**** DATASET EXTRACT ****

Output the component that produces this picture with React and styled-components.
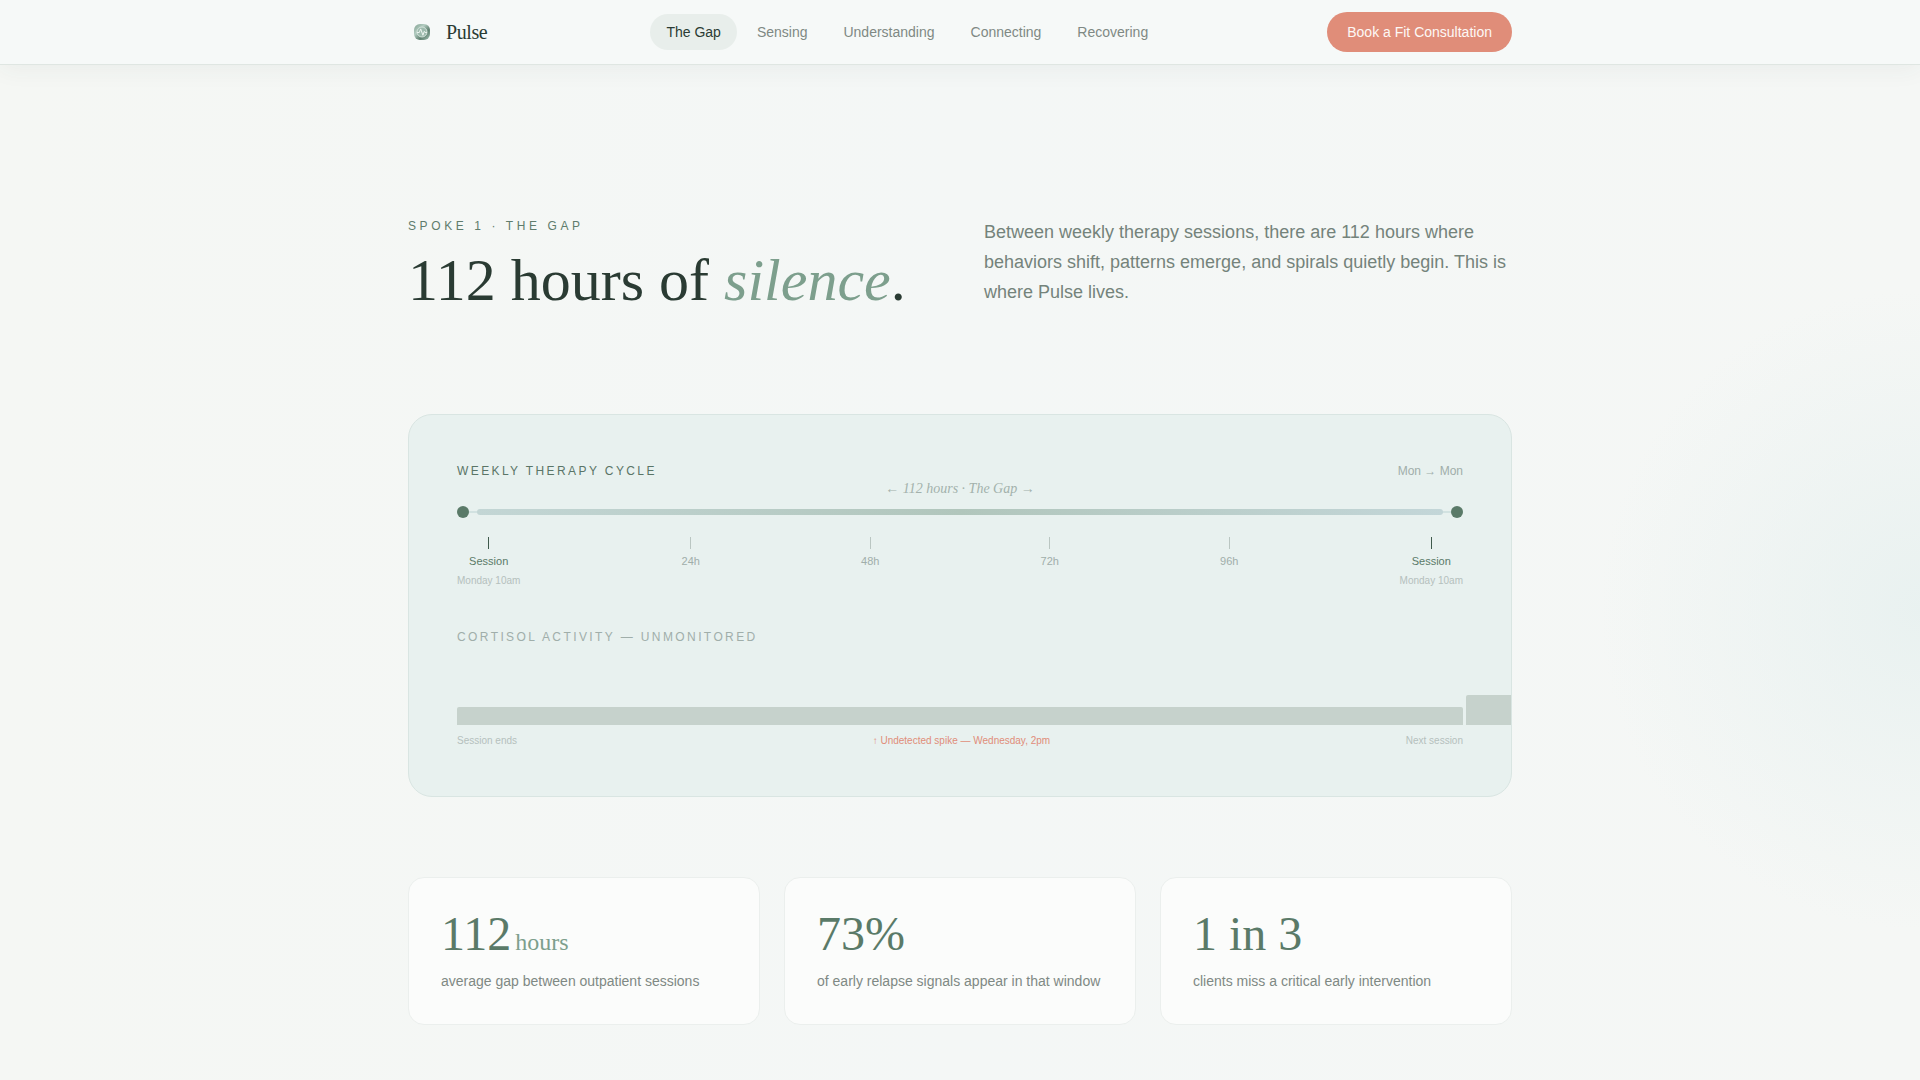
import React from "react";
import styled, { createGlobalStyle } from "styled-components";

const sans = '"Liberation Sans", Arial, sans-serif';
const serif = '"Liberation Serif", "Times New Roman", serif';

const GlobalStyle = createGlobalStyle`
  *, *::before, *::after { box-sizing: border-box; }
  body {
    margin: 0;
    background: #f5f7f5;
    color: #2a3b33;
    font-family: ${sans};
  }
  h1, h2, p, dl, dd, dt, ul { margin: 0; padding: 0; }
`;

const Page = styled.div`
  min-height: 100vh;
  background:
    radial-gradient(circle 320px at 100% 610px, rgba(230, 240, 239, 0.8), rgba(230, 240, 239, 0)),
    linear-gradient(90deg, #f5f7f4 0%, #f4f7f6 50%, #f5f7f5 100%);
`;

const Header = styled.header`
  position: sticky;
  top: 0;
  z-index: 10;
  background: #f6f9f8;
  border-bottom: 1px solid #dfe6e2;
  box-shadow: 0 4px 24px rgba(45, 74, 62, 0.06);
`;

const HeaderInner = styled.div`
  max-width: 1200px;
  height: 64px;
  margin: 0 auto;
  padding: 0 48px;
  display: flex;
  align-items: center;
  justify-content: space-between;
`;

const Brand = styled.a`
  display: flex;
  align-items: center;
  gap: 10px;
  color: #2a3b33;
  font-family: ${serif};
  font-size: 20px;
  line-height: 24px;
  letter-spacing: -0.02em;
  text-decoration: none;
`;

const Nav = styled.nav`
  display: flex;
  gap: 4px;
`;

const NavLink = styled.a`
  padding: 8px 16px;
  border-radius: 18px;
  background: ${(p) => (p.$active ? "#e8eeeb" : "transparent")};
  color: ${(p) => (p.$active ? "#2a3b33" : "#7f8984")};
  font-size: 14px;
  line-height: 20px;
  text-decoration: none;
`;

const BookButton = styled.button`
  padding: 10px 20px;
  border: 0;
  border-radius: 20px;
  background: #e08d79;
  color: #fdf8f5;
  font-family: ${sans};
  font-size: 14px;
  line-height: 20px;
  cursor: pointer;
`;

const Main = styled.main`
  max-width: 1200px;
  margin: 0 auto;
  padding: 152px 48px 48px;
`;

const Hero = styled.section`
  display: grid;
  grid-template-columns: 1fr 1fr;
  gap: 48px;
  align-items: start;
  padding-bottom: 100px;
`;

const Eyebrow = styled.p`
  margin-bottom: 12px;
  color: #5f7c6c;
  font-size: 12px;
  line-height: 18px;
  letter-spacing: 0.3em;
  text-transform: uppercase;
`;

const Title = styled.h1`
  font-family: ${serif};
  font-size: 60px;
  font-weight: 400;
  line-height: 67px;
  white-space: nowrap;

  em { color: #7d9f8d; }
`;

const Lead = styled.p`
  color: #74837b;
  font-size: 18px;
  line-height: 30px;
`;

const CycleCard = styled.section`
  overflow: hidden;
  padding: 48px;
  border: 1px solid #d9e5e2;
  border-radius: 24px;
  background: #e8f1ef;
`;

const CardHead = styled.div`
  display: flex;
  justify-content: space-between;
  margin-bottom: 24px;
  font-size: 12px;
  line-height: 16px;
`;

const Overline = styled.h2`
  color: ${(p) => (p.$muted ? "#a0aeaa" : "#5a7567")};
  font-size: 12px;
  font-weight: 400;
  line-height: 16px;
  letter-spacing: 0.2em;
  text-transform: uppercase;
`;

const Range = styled.span`
  color: #a0aeaa;
`;

const Track = styled.div`
  position: relative;
  height: 18px;
  display: flex;
  align-items: center;
`;

const Dot = styled.span`
  width: 12px;
  height: 12px;
  border-radius: 50%;
  background: #5a7a68;
`;

const Rail = styled.span`
  flex: 1;
  display: flex;
  align-items: center;
  height: 2px;
  padding: 0 8px;
  background: #d2e2e1;
`;

const GapBar = styled.span`
  flex: 1;
  height: 6px;
  border-radius: 3px;
  background: linear-gradient(90deg, #c3d6d5, #b1c6bc, #c3d6d8);
`;

const GapLabel = styled.span`
  position: absolute;
  left: 0;
  right: 0;
  bottom: 24px;
  color: #a3b1ac;
  font-family: ${serif};
  font-size: 14px;
  font-style: italic;
  line-height: 16px;
  text-align: center;
`;

const Ticks = styled.div`
  display: flex;
  justify-content: space-between;
  margin: 16px 0 40px;
`;

const Tick = styled.div`
  display: flex;
  flex-direction: column;
  align-items: center;
  gap: 4px;
  color: ${(p) => (p.$anchor ? "#5a7a68" : "#a0aeaa")};
  font-size: 11px;
  line-height: 16px;

  &::before {
    content: "";
    width: 1px;
    height: 12px;
    background: ${(p) => (p.$anchor ? "#3f5a4c" : "#bac6c2")};
  }

  small {
    color: #b5c0bd;
    font-size: 10px;
  }
`;

const Bars = styled.div`
  display: flex;
  align-items: flex-end;
  gap: 3px;
  height: 60px;
  margin: 20px 0 8px;
`;

const Bar = styled.span`
  flex: 0 0 100%;
  height: ${(p) => p.$height}px;
  border-radius: 2px 2px 0 0;
  background: #c6d2cc;
`;

const BarLabels = styled.div`
  display: flex;
  justify-content: space-between;
  color: #b5c0bd;
  font-size: 10px;
  line-height: 15px;
`;

const Spike = styled.span`
  color: #e08d79;
`;

const Stats = styled.dl`
  display: grid;
  grid-template-columns: repeat(3, 1fr);
  gap: 24px;
  margin-top: 80px;
`;

const Stat = styled.div`
  display: flex;
  flex-direction: column-reverse;
  justify-content: flex-end;
  gap: 12px;
  padding: 32px;
  border: 1px solid #ebefed;
  border-radius: 16px;
  background: #fbfcfb;
`;

const StatValue = styled.dd`
  color: #5a7a68;
  font-family: ${serif};
  font-size: 48px;
  line-height: 48px;

  small {
    margin-left: 4px;
    color: #7d9f8d;
    font-size: 24px;
    line-height: 24px;
  }
`;

const StatLabel = styled.dt`
  color: #7f8984;
  font-size: 14px;
  line-height: 22px;
`;

const Logo = () => (
  <svg width="28" height="28" viewBox="0 0 28 28" aria-hidden="true">
    <defs>
      <linearGradient id="mark" x1="0" y1="0" x2="1" y2="1">
        <stop offset="0" stopColor="#7fa08f" />
        <stop offset="0.35" stopColor="#b4cdc2" />
        <stop offset="0.65" stopColor="#5f8070" />
        <stop offset="1" stopColor="#a3bfb3" />
      </linearGradient>
    </defs>
    <rect x="6" y="6" width="16" height="16" rx="6" fill="url(#mark)" />
    <circle cx="14" cy="14" r="5" fill="#9dbaad" stroke="#d3e3db" strokeWidth="1" />
    <path d="M9.5 14.5h1.8l1.4-3.6 2.2 6.4 1.4-4 .8 1.2h1.4" fill="none" stroke="#eef5f1" strokeWidth="1" strokeLinecap="round" strokeLinejoin="round" />
  </svg>
);

const links = ["The Gap", "Sensing", "Understanding", "Connecting", "Recovering"];

const ticks = [
  { label: "Session", note: "Monday 10am" },
  { label: "24h" },
  { label: "48h" },
  { label: "72h" },
  { label: "96h" },
  { label: "Session", note: "Monday 10am" },
];

const bars = [18, 30];

const stats = [
  { value: "112", unit: "hours", label: "average gap between outpatient sessions" },
  { value: "73%", label: "of early relapse signals appear in that window" },
  { value: "1 in 3", label: "clients miss a critical early intervention" },
];

export default function App() {
  return (
    <Page>
      <GlobalStyle />
      <Header>
        <HeaderInner>
          <Brand href="#top"><Logo />Pulse</Brand>
          <Nav>
            {links.map((l, i) => (
              <NavLink key={l} href={`#spoke-${i + 1}`} $active={i === 0}>{l}</NavLink>
            ))}
          </Nav>
          <BookButton type="button">Book a Fit Consultation</BookButton>
        </HeaderInner>
      </Header>
      <Main>
        <Hero>
          <div>
            <Eyebrow>Spoke 1 · The Gap</Eyebrow>
            <Title>112 hours of <em>silence</em>.</Title>
          </div>
          <Lead>
            Between weekly therapy sessions, there are 112 hours where behaviors shift,
            patterns emerge, and spirals quietly begin. This is where Pulse lives.
          </Lead>
        </Hero>
        <CycleCard>
          <CardHead>
            <Overline>Weekly Therapy Cycle</Overline>
            <Range>Mon → Mon</Range>
          </CardHead>
          <Track>
            <Dot />
            <Rail><GapBar /></Rail>
            <Dot />
            <GapLabel>← 112 hours · The Gap →</GapLabel>
          </Track>
          <Ticks>
            {ticks.map((t, i) => (
              <Tick key={i} $anchor={Boolean(t.note)}>
                <span>{t.label}</span>
                {t.note && <small>{t.note}</small>}
              </Tick>
            ))}
          </Ticks>
          <Overline $muted>Cortisol Activity — Unmonitored</Overline>
          <Bars>
            {bars.map((h) => <Bar key={h} $height={h} />)}
          </Bars>
          <BarLabels>
            <span>Session ends</span>
            <Spike>↑ Undetected spike — Wednesday, 2pm</Spike>
            <span>Next session</span>
          </BarLabels>
        </CycleCard>
        <Stats>
          {stats.map((s) => (
            <Stat key={s.value}>
              <StatLabel>{s.label}</StatLabel>
              <StatValue>{s.value}{s.unit && <small>{s.unit}</small>}</StatValue>
            </Stat>
          ))}
        </Stats>
      </Main>
    </Page>
  );
}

****

• **PROBLEM DESCRIPTION**
Give the number of lines that carry the word "React", with nothing added.

• **ANSWER TO THE EXERCISE**
2